Search the data for the string "this" and extract every line where it appears.

# START OF DATASET RECORDS

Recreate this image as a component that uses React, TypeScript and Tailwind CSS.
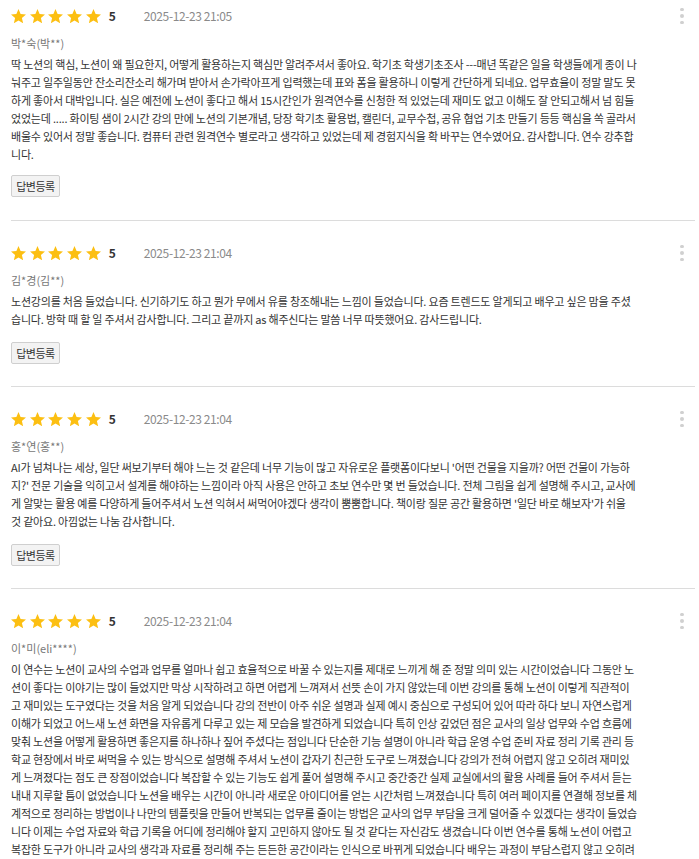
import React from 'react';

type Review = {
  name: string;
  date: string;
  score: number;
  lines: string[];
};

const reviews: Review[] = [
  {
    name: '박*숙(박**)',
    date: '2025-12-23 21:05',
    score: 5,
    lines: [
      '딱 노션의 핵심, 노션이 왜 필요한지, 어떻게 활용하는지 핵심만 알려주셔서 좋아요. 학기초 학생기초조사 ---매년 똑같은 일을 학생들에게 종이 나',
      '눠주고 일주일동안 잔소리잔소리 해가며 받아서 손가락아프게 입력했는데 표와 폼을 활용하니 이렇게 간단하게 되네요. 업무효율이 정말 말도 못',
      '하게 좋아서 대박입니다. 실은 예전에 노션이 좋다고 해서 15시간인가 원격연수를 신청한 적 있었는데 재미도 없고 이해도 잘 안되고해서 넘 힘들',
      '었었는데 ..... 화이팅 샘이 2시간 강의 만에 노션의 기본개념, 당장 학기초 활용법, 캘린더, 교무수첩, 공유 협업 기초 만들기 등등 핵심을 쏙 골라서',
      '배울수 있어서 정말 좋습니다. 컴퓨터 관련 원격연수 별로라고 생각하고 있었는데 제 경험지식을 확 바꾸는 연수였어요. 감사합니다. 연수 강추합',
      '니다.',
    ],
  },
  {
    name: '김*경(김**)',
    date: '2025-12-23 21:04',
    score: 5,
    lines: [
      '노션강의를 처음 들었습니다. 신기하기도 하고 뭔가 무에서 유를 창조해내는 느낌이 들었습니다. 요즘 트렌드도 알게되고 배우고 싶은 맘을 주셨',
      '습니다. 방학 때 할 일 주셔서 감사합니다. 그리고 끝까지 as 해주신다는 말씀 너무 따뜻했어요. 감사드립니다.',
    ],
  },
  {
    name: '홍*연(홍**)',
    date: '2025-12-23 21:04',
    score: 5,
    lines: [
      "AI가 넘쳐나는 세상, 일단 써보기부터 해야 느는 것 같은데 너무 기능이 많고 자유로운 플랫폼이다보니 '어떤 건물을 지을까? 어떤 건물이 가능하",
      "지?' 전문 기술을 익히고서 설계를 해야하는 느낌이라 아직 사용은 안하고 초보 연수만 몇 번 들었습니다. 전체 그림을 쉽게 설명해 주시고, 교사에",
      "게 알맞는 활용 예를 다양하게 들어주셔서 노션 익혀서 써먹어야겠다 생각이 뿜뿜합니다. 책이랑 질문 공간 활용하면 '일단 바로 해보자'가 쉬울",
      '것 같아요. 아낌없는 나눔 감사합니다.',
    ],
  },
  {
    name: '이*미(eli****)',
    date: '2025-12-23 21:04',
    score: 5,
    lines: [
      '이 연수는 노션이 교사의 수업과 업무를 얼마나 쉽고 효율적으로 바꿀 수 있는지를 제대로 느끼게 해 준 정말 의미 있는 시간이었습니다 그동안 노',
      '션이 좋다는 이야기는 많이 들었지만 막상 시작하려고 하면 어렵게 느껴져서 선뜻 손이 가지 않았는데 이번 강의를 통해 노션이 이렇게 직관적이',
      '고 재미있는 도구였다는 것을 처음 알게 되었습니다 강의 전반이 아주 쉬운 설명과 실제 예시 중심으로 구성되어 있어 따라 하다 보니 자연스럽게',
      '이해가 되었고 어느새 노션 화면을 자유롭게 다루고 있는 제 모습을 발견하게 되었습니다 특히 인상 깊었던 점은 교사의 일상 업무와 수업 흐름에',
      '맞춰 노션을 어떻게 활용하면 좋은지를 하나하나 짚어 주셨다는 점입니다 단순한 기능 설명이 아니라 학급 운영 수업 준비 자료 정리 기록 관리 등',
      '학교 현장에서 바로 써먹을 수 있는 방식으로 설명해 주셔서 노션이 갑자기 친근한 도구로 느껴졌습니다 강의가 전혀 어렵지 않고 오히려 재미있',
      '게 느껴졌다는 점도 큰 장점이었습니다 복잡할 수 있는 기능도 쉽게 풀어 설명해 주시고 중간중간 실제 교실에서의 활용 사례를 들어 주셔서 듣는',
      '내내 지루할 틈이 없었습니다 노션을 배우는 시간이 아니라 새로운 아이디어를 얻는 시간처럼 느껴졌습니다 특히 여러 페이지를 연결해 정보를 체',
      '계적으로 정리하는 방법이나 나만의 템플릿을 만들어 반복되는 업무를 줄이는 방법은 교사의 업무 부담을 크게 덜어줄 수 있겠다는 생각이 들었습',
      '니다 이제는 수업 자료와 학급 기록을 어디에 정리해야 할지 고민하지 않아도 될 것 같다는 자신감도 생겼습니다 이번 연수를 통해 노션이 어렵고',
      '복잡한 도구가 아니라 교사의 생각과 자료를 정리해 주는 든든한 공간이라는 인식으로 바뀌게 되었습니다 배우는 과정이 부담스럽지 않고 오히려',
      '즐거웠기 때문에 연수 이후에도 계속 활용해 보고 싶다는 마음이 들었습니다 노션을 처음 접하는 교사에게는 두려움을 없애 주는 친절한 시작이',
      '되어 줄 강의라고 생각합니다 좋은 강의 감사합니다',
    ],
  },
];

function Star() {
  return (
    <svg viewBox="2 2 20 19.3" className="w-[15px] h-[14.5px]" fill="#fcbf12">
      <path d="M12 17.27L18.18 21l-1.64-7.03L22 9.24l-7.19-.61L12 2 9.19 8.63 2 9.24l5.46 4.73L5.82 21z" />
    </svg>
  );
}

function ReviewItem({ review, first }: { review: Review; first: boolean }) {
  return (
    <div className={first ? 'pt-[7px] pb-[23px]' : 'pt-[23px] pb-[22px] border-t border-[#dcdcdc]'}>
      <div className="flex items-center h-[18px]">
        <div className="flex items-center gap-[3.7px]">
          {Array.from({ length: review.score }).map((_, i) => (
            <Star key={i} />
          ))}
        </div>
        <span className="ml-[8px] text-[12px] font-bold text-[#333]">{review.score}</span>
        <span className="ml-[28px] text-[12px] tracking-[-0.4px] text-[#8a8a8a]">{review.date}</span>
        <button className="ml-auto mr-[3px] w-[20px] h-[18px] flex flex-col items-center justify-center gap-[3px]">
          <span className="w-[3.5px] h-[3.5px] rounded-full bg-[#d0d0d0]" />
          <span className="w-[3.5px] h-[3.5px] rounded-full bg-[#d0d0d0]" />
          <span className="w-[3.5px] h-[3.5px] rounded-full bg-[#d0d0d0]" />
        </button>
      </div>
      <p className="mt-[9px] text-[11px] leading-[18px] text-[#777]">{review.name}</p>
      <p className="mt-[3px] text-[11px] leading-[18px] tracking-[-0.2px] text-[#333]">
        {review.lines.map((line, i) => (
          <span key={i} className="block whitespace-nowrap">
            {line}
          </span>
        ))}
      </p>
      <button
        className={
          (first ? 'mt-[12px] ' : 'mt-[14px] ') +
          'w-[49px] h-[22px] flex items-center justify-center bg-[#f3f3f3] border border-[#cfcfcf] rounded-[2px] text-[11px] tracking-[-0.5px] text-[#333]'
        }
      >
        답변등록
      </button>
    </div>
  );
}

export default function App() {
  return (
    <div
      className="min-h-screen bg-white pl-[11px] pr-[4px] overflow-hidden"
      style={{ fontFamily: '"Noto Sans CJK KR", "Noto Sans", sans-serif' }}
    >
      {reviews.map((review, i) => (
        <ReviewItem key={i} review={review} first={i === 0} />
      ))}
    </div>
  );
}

# END OF DATASET RECORDS
# START OF DATASET RECORDS

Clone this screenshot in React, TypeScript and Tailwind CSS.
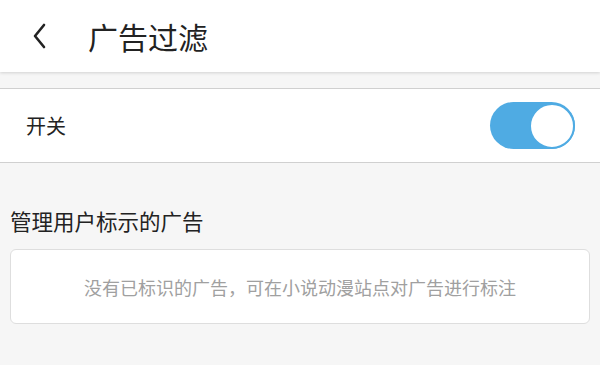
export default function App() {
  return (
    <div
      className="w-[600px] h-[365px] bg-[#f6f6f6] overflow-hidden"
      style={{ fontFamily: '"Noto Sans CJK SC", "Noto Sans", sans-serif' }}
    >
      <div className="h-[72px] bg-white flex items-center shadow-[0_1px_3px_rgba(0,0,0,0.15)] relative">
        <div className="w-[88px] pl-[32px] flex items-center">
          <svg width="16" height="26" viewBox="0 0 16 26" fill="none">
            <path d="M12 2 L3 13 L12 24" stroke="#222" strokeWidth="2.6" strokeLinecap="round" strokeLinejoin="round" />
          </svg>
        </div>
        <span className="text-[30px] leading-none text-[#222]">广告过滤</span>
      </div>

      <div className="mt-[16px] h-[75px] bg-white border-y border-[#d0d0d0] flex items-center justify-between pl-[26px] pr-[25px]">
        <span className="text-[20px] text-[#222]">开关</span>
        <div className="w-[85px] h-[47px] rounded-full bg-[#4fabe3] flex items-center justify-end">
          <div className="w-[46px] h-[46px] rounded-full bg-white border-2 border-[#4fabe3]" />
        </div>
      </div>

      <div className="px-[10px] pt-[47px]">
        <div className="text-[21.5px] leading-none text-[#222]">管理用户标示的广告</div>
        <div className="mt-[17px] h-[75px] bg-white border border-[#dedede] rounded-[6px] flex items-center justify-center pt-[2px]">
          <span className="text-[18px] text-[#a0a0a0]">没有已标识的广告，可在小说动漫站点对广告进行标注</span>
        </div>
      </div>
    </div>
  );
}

# END OF DATASET RECORDS

§ **TASK ANSWER**:
Recreate this image as a component that uses React, TypeScript and Tailwind CSS.
Clone this screenshot in React, TypeScript and Tailwind CSS.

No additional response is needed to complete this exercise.